March 1, 2013 (U.K.)
Gemma Deerfield as Kate
Leon Florentine as Tom
Edwina Lea as Bec
Kate is with her sister – Bec – and her sister’s boyfriend – Tom, in a room covered with newspapers. With a Ouija board on the table in front of them, Kate anxiously attempts to communicate with the spirit world. Bec argues with Kate about her motivation – convinced she is seeking to contact her dead baby and only participates in the ritual after Kate agrees to seek psychiatric help after the session. After a few attempts the three establish contact with a spirit who reveals himself to be Wyk Wreake – 17th century killer of dozens of children.
While the three move the glass around the board, the action periodically flips to a bearded man who in the first two sequences is in a field reciting depressing poetry; in the next he is digging a hole to bury pieces of a body; in the next he is shoveling intestines into a bathtub… This man turns out to be the ‘spirit’ they have successfully contacted and he refuses to let them leave the room before he has satisfied his own latent bloodlust at their expense. Yet, is he the infamous Wyk Wreake, or another spirit/person possessed by still another malevolent spirit?
The previous paragraph probably seems a little confusing … It may appear that there is some missing information… Or maybe the information is just poorly conveyed … For those who plan on seeing Amnesiac, such thoughts will be frequent and grow tiresome. By the conclusion of the film some may be able to glean a measure of coherence from a few sequences, but no promises.
Amnesiac is a British independent film (with heavy accents) that tries very hard to keep audiences guessing, but ultimately will leave many confused, bored and convinced that the director believed coherency to be beneath him.
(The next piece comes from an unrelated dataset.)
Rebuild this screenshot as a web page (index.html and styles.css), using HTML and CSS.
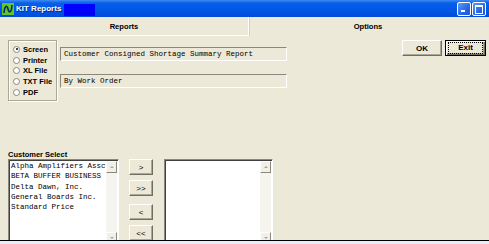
FILE: index.html
```html
<!DOCTYPE html>
<html lang="en">
<head>
  <meta charset="UTF-8" />
  <title>KIT Reports</title>
  <link rel="stylesheet" href="styles.css">
</head>
<body>
  <div class="window">
    <div class="titlebar">
      <svg class="app-icon" width="12" height="12" viewBox="0 0 12 12">
        <rect x="0" y="0" width="12" height="12" fill="#5fc72a" />
        <path d="M2 10 C2.5 3, 5 1.5, 6 6 S9.5 10, 10 2" fill="none" stroke="#0b2a6b" stroke-width="1.6" />
      </svg>
      <span class="title">KIT Reports</span>
      <span class="title-box"></span>
      <div class="win-btns">
        <span class="win-btn min"><i></i></span>
        <span class="win-btn max"><i></i></span>
      </div>
    </div>

    <div class="tabs">
      <div class="tab reports">Reports</div>
      <div class="tab options">Options</div>
    </div>

    <div class="panel">
      <div class="top-row">
        <div class="output-box">
          <label class="radio"><span class="dot checked"></span>Screen</label>
          <label class="radio"><span class="dot"></span>Printer</label>
          <label class="radio"><span class="dot"></span>XL File</label>
          <label class="radio"><span class="dot"></span>TXT File</label>
          <label class="radio"><span class="dot"></span>PDF</label>
        </div>

        <div class="fields">
          <div class="field">Customer Consigned Shortage Summary Report</div>
          <div class="field second">By Work Order</div>
        </div>

        <div class="actions">
          <button class="btn ok">OK</button>
          <button class="btn exit"><span>Exit</span></button>
        </div>
      </div>

      <div class="customer">
        <div class="section-label">Customer Select</div>
        <div class="picker">
          <div class="listbox left-list">
            <div class="items">
              <div>Alpha Amplifiers Assc</div>
              <div>BETA BUFFER BUSINESS</div>
              <div>Delta Dawn, Inc.</div>
              <div>General Boards Inc.</div>
              <div>Standard Price</div>
            </div>
            <div class="scrollbar">
              <span class="arrow up"></span>
              <span class="arrow down"></span>
            </div>
          </div>

          <div class="move-btns">
            <button class="btn move">&gt;</button>
            <button class="btn move gap-s">&gt;&gt;</button>
            <button class="btn move gap-l">&lt;</button>
            <button class="btn move gap-s">&lt;&lt;</button>
          </div>

          <div class="listbox right-list">
            <div class="items"></div>
            <div class="scrollbar">
              <span class="arrow up"></span>
              <span class="arrow down"></span>
            </div>
          </div>
        </div>
      </div>
    </div>
  </div>
  <div class="bottom-strip"></div>
</body>
</html>
```

FILE: styles.css
```css
body {
  margin: 0;
  width: 489px;
  height: 244px;
  overflow: hidden;
  background: #ece9d8;
  font-family: "Liberation Sans", Arial, sans-serif;
  font-size: 7.5px;
  color: #000;
}

.window {
  height: 240px;
  overflow: hidden;
  border-bottom: 1px solid #000;
  background: #ece9d8;
}

/* Title bar */
.titlebar {
  height: 17px;
  display: flex;
  align-items: center;
  background: linear-gradient(#3f8cf3 0, #0a5fe8 3px, #0058e6 55%, #004cd8 100%);
  color: #fff;
}

.app-icon {
  margin-left: 2px;
  margin-top: 1px;
}

.title {
  margin-left: 2px;
  font-size: 8px;
  font-weight: bold;
  text-shadow: 1px 1px 0 #0a2a80;
}

.title-box {
  width: 31px;
  height: 12px;
  margin-left: 3px;
  margin-top: 2px;
  background: #0202f8;
}

.win-btns {
  margin-left: auto;
  margin-right: 3px;
  display: flex;
  gap: 1px;
}

.win-btn {
  width: 12px;
  height: 12px;
  border: 1px solid #fff;
  border-radius: 2px;
  background: linear-gradient(135deg, #5d9cf8, #2766e8 60%, #1c55d8);
  position: relative;
}

.win-btn.min i {
  position: absolute;
  left: 3px;
  bottom: 3px;
  width: 4px;
  height: 2px;
  background: #fff;
}

.win-btn.max i {
  position: absolute;
  left: 2px;
  top: 2px;
  width: 6px;
  height: 6px;
  border: 1px solid #fff;
  border-top-width: 2px;
}

/* Tabs */
.tabs {
  display: flex;
  height: 19px;
}

.tab {
  display: flex;
  align-items: center;
  justify-content: center;
  font-weight: bold;
  font-size: 7.6px;
}

.tab.reports {
  width: 248px;
  border-right: 1px solid #fff;
  border-bottom: 1px solid #fff;
  box-shadow: 1px 0 0 #d4d0c0;
}

.tab.options {
  flex: 1;
  padding-right: 2px;
}

/* Top row */
.top-row {
  display: flex;
  align-items: flex-start;
  margin-top: 4px;
}

.output-box {
  margin-left: 8px;
  width: 47px;
  height: 56px;
  padding-top: 3px;
  border: 1px solid #aca899;
  box-shadow: 1px 1px 0 #fff, inset 1px 1px 0 #fff;
}

.radio {
  display: flex;
  align-items: center;
  height: 10.8px;
  font-weight: bold;
}

.dot {
  width: 5px;
  height: 5px;
  margin-left: 4px;
  margin-right: 3px;
  border: 1px solid #8a887c;
  border-radius: 50%;
  background: #fff;
  position: relative;
}

.dot.checked::after {
  content: "";
  position: absolute;
  left: 1.5px;
  top: 1.5px;
  width: 2px;
  height: 2px;
  border-radius: 50%;
  background: #000;
}

.fields {
  margin-left: 3px;
  padding-top: 7px;
  width: 227px;
}

.field {
  height: 12px;
  line-height: 12px;
  padding-left: 3px;
  border: 1px solid;
  border-color: #8a887c #fff #fff #8a887c;
  font-family: "Liberation Mono", "Courier New", monospace;
  font-size: 7.5px;
  white-space: nowrap;
}

.field.second {
  margin-top: 13px;
}

.actions {
  margin-left: auto;
  margin-right: 3px;
  display: flex;
}

/* Buttons */
.btn {
  box-sizing: border-box;
  padding: 0;
  height: 16px;
  background: #ece9d8;
  border: 1px solid;
  border-color: #fff #716f64 #716f64 #fff;
  box-shadow: inset -1px -1px 0 #aca899;
  font-family: "Liberation Sans", Arial, sans-serif;
  font-size: 8px;
  color: #000;
}

.btn.ok {
  width: 40px;
  font-weight: bold;
}

.btn.exit {
  width: 41px;
  margin-left: 3px;
  border: 1px solid #000;
  box-shadow: inset 1px 1px 0 #fff, inset -1px -1px 0 #716f64, inset -2px -2px 0 #aca899;
  display: flex;
  align-items: center;
  justify-content: center;
}

.btn.exit span {
  display: block;
  width: 33px;
  height: 10px;
  line-height: 10px;
  border: 1px dotted #000;
  font-weight: bold;
}

/* Customer select */
.section-label {
  margin-top: 49px;
  margin-left: 8px;
  height: 9px;
  line-height: 9px;
  font-weight: bold;
}

.picker {
  display: flex;
  align-items: flex-start;
}

.listbox {
  height: 84px;
  display: flex;
  background: #fff;
  border: 1px solid;
  border-color: #8a887c #fff #fff #8a887c;
  box-shadow: inset 1px 1px 0 #404040;
}

.left-list {
  margin-left: 8px;
  width: 109px;
}

.right-list {
  margin-left: 11px;
  width: 107px;
}

.items {
  flex: 1;
  padding-left: 2px;
  padding-top: 1px;
  font-family: "Liberation Mono", "Courier New", monospace;
  font-size: 7.5px;
  line-height: 10.33px;
  white-space: nowrap;
  overflow: hidden;
}

.scrollbar {
  width: 11px;
  margin: 1px 1px 0 0;
  background: #f5f4ef;
  display: flex;
  flex-direction: column;
  justify-content: space-between;
}

.arrow {
  box-sizing: border-box;
  height: 12px;
  border: 1px solid;
  border-color: #fff #8a887c #8a887c #fff;
  background: #f1efe6;
  position: relative;
}

.arrow::after {
  content: "";
  position: absolute;
  left: 2.5px;
  top: 4px;
  border-left: 2.5px solid transparent;
  border-right: 2.5px solid transparent;
}

.arrow.up::after {
  border-bottom: 2px solid #aca899;
}

.arrow.down::after {
  border-top: 2px solid #aca899;
}

.move-btns {
  margin-left: 10px;
  display: flex;
  flex-direction: column;
}

.btn.move {
  width: 24px;
  font-weight: normal;
}

.btn.move.gap-s {
  margin-top: 5px;
}

.btn.move.gap-l {
  margin-top: 8px;
}

.bottom-strip {
  height: 3px;
  background: #e8edf9;
}
```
The story is not so much a story as intersecting metaphors that may or may not be occurring in someone’s mind. The ‘Wyk Wreake’ character at times recites poetry for no particular reason and at other times appears in a ward where he seems to be the victim of horrible experiments. Is this part of his own mental journey? Is he remembering the past? Does the director just like juxtaposing imagery?
On the positive end, the Bec, Kate and Tom characters are ably played by talented actors. Unfortunately, their skill could not overcome a nonsensical script and very poor direction. At times the conversation seems stilted, but also unclear with motivations that appear to shift erratically and goals that remain inarticulate. During one sequence it also seems like Writer/Director Rutley forgot three people are in the room. Bec and Tom converse without regard to Kate for an extended period, while the latter – completely out of her character up until this point – sits silently, waiting for her lines as though someone forgot to tell her she was supposed to exit stage right.
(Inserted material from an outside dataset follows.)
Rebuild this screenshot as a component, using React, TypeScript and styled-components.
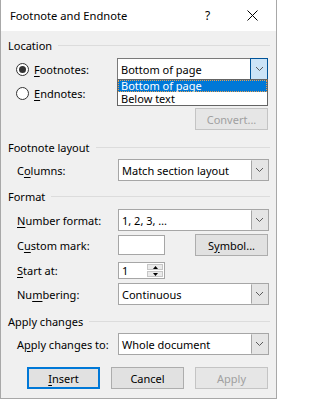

Hence, due to the flawed character interaction from the outset, interest is already waning by the time the ‘Wyk Wreake’ character starts stabbing them (somehow actual knives made it through the spiritual ether). However, any pleasure a horror fan may derive from the violent sequences is muted, because the responses of the other characters are forced and perfunctory. A loved one dies and the tears flow, but moments later its Ouija board time. Poor dialogue direction could have been ameliorated with some scares, gore or decent effects, but none were forthcoming.
However, above the action and visuals, the soundtrack is singularly memorable. No doubt this is the case because it plays on a continuous loop WITHOUT A SINGLE PAUSE for the duration. Its screechy tones (particularly the strings) and spiraling-into-insanity melody often detracts from drama and will probably give those prone to headaches, migraines. Indeed it overwhelms just about every scene – rendering the scripted action more or less an extended and confusing music video… Of course, the poorly developed dialogue reminds the audience that it is not.
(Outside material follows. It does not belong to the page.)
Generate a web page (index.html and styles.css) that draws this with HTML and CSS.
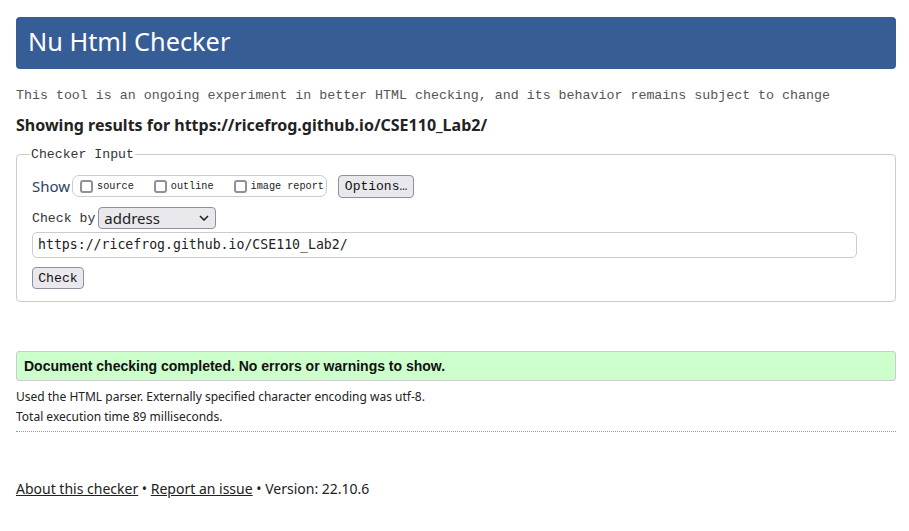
FILE: index.html
```html
<!DOCTYPE html>
<html lang="en">
<head>
<meta charset="utf-8">
<title>Nu Html Checker</title>
<link rel="stylesheet" href="styles.css">
</head>
<body>
<div class="page">
  <h1 class="banner">Nu Html Checker</h1>
  <p class="tagline">This tool is an ongoing experiment in better HTML checking, and its behavior remains subject to change</p>
  <p class="showing">Showing results for https://ricefrog.github.io/CSE110_Lab2/</p>
  <fieldset class="input-box">
    <legend class="legend">Checker Input</legend>
    <div class="show-row">
      <span class="show-label">Show</span>
      <div class="show-group">
        <label class="opt"><input type="checkbox" class="cb"><span>source</span></label>
        <label class="opt"><input type="checkbox" class="cb"><span>outline</span></label>
        <label class="opt"><input type="checkbox" class="cb"><span>image report</span></label>
      </div>
      <button class="btn btn-options" type="button">Options…</button>
    </div>
    <div class="by-row">
      <span class="by-label">Check by</span>
      <div class="select">
        <span>address</span>
        <svg class="chev" width="10" height="6" viewBox="0 0 10 6"><path d="M1 1 L5 5 L9 1" fill="none" stroke="#222" stroke-width="1.6"/></svg>
      </div>
    </div>
    <div class="url">https://ricefrog.github.io/CSE110_Lab2/</div>
    <button class="btn btn-check" type="button">Check</button>
  </fieldset>
  <div class="success">Document checking completed. No errors or warnings to show.</div>
  <div class="details">
    <p>Used the HTML parser. Externally specified character encoding was utf-8.</p>
    <p>Total execution time 89 milliseconds.</p>
  </div>
  <p class="footer"><a href="#">About this checker</a> • <a href="#">Report an issue</a> • Version: 22.10.6</p>
</div>
</body>
</html>
```
FILE: styles.css
```css
html, body {
  margin: 0;
  padding: 0;
  background: #fff;
}
body {
  font-family: "Noto Sans", "Open Sans", sans-serif;
  color: #222;
}
.page {
  width: 880px;
  padding: 17px 0 0 16px;
}
.banner {
  margin: 0;
  height: 52px;
  box-sizing: border-box;
  background: #365d95;
  color: #fff;
  border-radius: 4px;
  font-family: "Noto Sans", sans-serif;
  font-weight: 400;
  font-size: 25.3px;
  line-height: 48px;
  padding-left: 12px;
}
.tagline {
  margin: 18px 0 0 0;
  font-family: "Liberation Mono", monospace;
  font-size: 13.3px;
  line-height: 18px;
  color: #555;
  white-space: nowrap;
}
.showing {
  margin: 9px 0 0 0;
  font-weight: 700;
  font-size: 16px;
  line-height: 22px;
  color: #222;
}
.input-box {
  margin: 11px 0 0 0;
  padding: 12px 15px 12px 15px;
  border: 1px solid #ccc;
  border-radius: 4px;
  min-width: 0;
}
.legend {
  padding: 0 1px;
  font-family: "Liberation Mono", monospace;
  font-size: 13.2px;
  color: #333;
  margin-left: -2px;
}
.show-row {
  display: flex;
  align-items: center;
  height: 24px;
}
.show-label {
  font-size: 15px;
  color: #2e4260;
  margin-right: 2px;
}
.show-group {
  display: flex;
  align-items: center;
  flex-shrink: 0;
  height: 22px;
  box-sizing: border-box;
  border: 1px solid #ccc;
  border-radius: 7px;
  padding: 0 6px 0 7px;
  width: 255px;
}
.opt {
  display: flex;
  align-items: center;
  flex-shrink: 0;
  white-space: nowrap;
  font-family: "Liberation Mono", monospace;
  font-size: 10.2px;
  color: #222;
  margin-right: 20px;
}
.opt:last-child { margin-right: 0; }
.cb {
  appearance: none;
  -webkit-appearance: none;
  flex-shrink: 0;
  width: 13px;
  height: 13px;
  margin: 0 4px 0 0;
  border: 2px solid #8f8f9d;
  border-radius: 3px;
  box-sizing: border-box;
  background: #fff;
}
.btn {
  font-family: "Liberation Mono", monospace;
  font-size: 13px;
  color: #111;
  background: #e9e9ed;
  border: 1px solid #8f8f9d;
  border-radius: 4px;
  padding: 0 6px;
  height: 23px;
  box-sizing: border-box;
}
.btn-options {
  margin-left: 11px;
  width: 76px;
  padding: 0;
  flex-shrink: 0;
}
.by-row {
  display: flex;
  align-items: center;
  margin-top: 9px;
  height: 22px;
}
.by-label {
  font-family: "Liberation Mono", monospace;
  font-size: 13.2px;
  color: #333;
  margin-right: 3px;
}
.select {
  display: flex;
  align-items: center;
  justify-content: space-between;
  width: 118px;
  height: 22px;
  box-sizing: border-box;
  border: 1px solid #8f8f9d;
  border-radius: 4px;
  background: #e9e9ed;
  padding: 0 6px 0 5px;
  font-size: 15px;
  color: #222;
}
.chev { display: block; }
.url {
  margin-top: 3px;
  height: 26px;
  box-sizing: border-box;
  border: 1px solid #ccc;
  border-radius: 5px;
  width: 825px;
  padding-left: 5px;
  font-family: "DejaVu Sans Mono", monospace;
  font-size: 13.2px;
  line-height: 24px;
  color: #222;
}
.btn-check {
  display: block;
  margin-top: 9px;
  width: 52px;
  height: 22px;
  padding: 0;
  font-size: 13.2px;
}
.success {
  margin-top: 49px;
  height: 30px;
  box-sizing: border-box;
  background: #ccffcc;
  border: 1px solid #ccc;
  border-radius: 3px;
  padding-left: 7px;
  font-family: "Liberation Sans", Arial, sans-serif;
  font-weight: 700;
  font-size: 14px;
  line-height: 28px;
  color: #111;
}
.details {
  margin-top: 6px;
  padding-bottom: 4px;
  border-bottom: 1px dotted #999;
  font-size: 12px;
  line-height: 20px;
  color: #222;
}
.details p { margin: 0; }
.footer {
  margin: 47px 0 0 0;
  font-size: 14px;
  line-height: 20px;
  color: #222;
}
.footer a {
  color: #222;
  text-decoration: underline;
}
```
Yet, the most pronounced weakness is the story’s execution. Rutley had a GREAT kernel to work with – a new approach to the is-it-all-in-my-mind psychological horror subgenre that adds another and very interesting layer of consideration. Is there some force or entity manipulating two minds psychically connected through supernatural means? Although intriguing, Rutley fails to capitalize on this very worthy new frontier for the genre. Instead he reaches too far in attempting to keep the audience guessing and ultimately leads viewers down so many rabbit holes that the plotline becomes nearly impossible to follow and the story ultimately seems nonsensical. And for good measure, Rutley threw in plenty of metaphorical dreams/experiences meant only to be taken at that level, but they just confuse the issue further – diluting the narrative to the point that renders the ultimate plot, once all the layers are removed, next to impossible to discern. The conclusion manages to salvage a degree of coherence along one of the story’s threads, but viewers will have likely lost interest by the time it FINALLY arrives.
Yet, despite this one’s many flaws, Rutley succeeds in selling the disturbing theme, mostly due to his use of perverse imagery. Although not always appropriate, it intrigues and draws the audience’s attention back to the screen (as viewers will likely find their attention elsewhere most of the time) at critical moments. Unfortunately, this one bright spot in an otherwise laundry list of annoyances is not enough to pull Amnesiac out of the depths of mediocrity.